C'est le bailleur qui a donné congé qui doit payer l'indemnité d'éviction car "la vente de l'immeuble loué ne décharge pas le vendeur de son obligation de payer l'indemnité d'éviction éventuellement due au locataire auquel il a refusé, avant la vente, le renouvellement du bail".
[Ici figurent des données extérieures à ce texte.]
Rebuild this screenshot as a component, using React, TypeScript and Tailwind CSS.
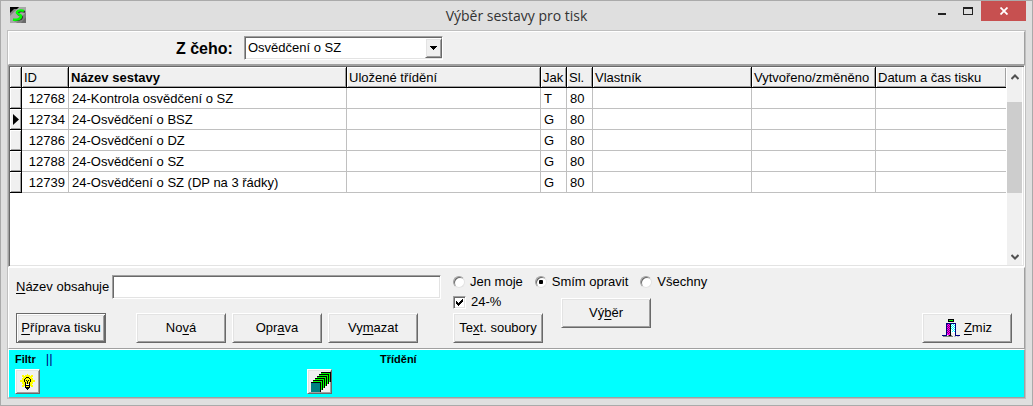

"Vu l'article L. 145-14, alinéa 1er, du code de commerce ;
Attendu que le bailleur peut refuser le renouvellement du bail ; que toutefois, le bailleur doit, sauf exceptions prévues aux articles L. 145-17 et suivants, payer au locataire évincé une indemnité dite d'éviction égale au préjudice causé par le défaut de renouvellement ;
Attendu, selon l'arrêt attaqué (Rouen, 1er avril 2010), que la société Rubis, preneuse à bail de locaux commerciaux propriété de la société du Faubourg, a sollicité le renouvellement de son bail par acte du 30 août 2005 ; que la société du Faubourg a, par acte du 28 novembre 2005, refusé le renouvellement du bail pour motifs graves et légitimes, puis a, le 30 novembre 2006, vendu l'immeuble loué à M. X... ; que la société Rubis l'a assignée en contestation du congé et paiement d'une indemnité d'éviction ;
Attendu que pour rejeter ces demandes, l'arrêt retient que si la société Rubis a respecté le délai de deux ans à l'égard de la société du Faubourg en l'assignant par acte du 6 novembre 2007, elle n'ignorait pas à cette date que cette société n'était plus propriétaire de l'immeuble depuis le 30 novembre 2006 ni qu'elle n'était plus son bailleur, M. X... étant, par l'effet de la vente, subrogé dans les droits et actions de l'ancien propriétaire, qu'au regard des articles L. 145-10, L. 145-14 et L. 145-17 du code de commerce, l'action ne peut être engagée qu'à l'encontre du bailleur, et que la société Rubis ne peut donc obtenir la condamnation de la société du Faubourg au paiement d'une indemnité d'éviction alors qu'elle n'était plus son bailleur au jour de l'acte introductif d'instance ;
Qu'en statuant ainsi, alors que la vente de l'immeuble loué ne décharge pas le vendeur de son obligation de payer l'indemnité d'éviction éventuellement due au locataire auquel il a refusé, avant la vente, le renouvellement du bail, la cour d'appel a violé le texte susvisé ;
PAR CES MOTIFS :
CASSE ET ANNULE, mais seulement en ce qu'il a débouté la société Rubis de sa demande d'indemnité d'éviction à l'égard de la société du Faubourg, l'arrêt rendu le 1er avril 2010, entre les parties, par la cour d'appel de Rouen ; remet, en conséquence, sur ce point, la cause et les parties dans l'état où elles se trouvaient avant ledit arrêt et, pour être fait droit, les renvoie devant la cour d'appel de Rouen, autrement composée ;
Condamne la société du Faubourg et la société Rubis aux dépens ;
Vu l'article 700 du code de procédure civile, condamne la société du Faubourg à payer à la société Rubis la somme de 2 500 euros ; condamne la société Rubis à payer à M. X... la somme de 2 500 euros ; rejette la demande de la société du Faubourg ;
Dit que sur les diligences du procureur général près la Cour de cassation, le présent arrêt sera transmis pour être transcrit en marge ou à la suite de l'arrêt partiellement cassé ;
Ainsi fait et jugé par la Cour de cassation, troisième chambre civile, et prononcé par le président en son audience publique du treize septembre deux mille onze.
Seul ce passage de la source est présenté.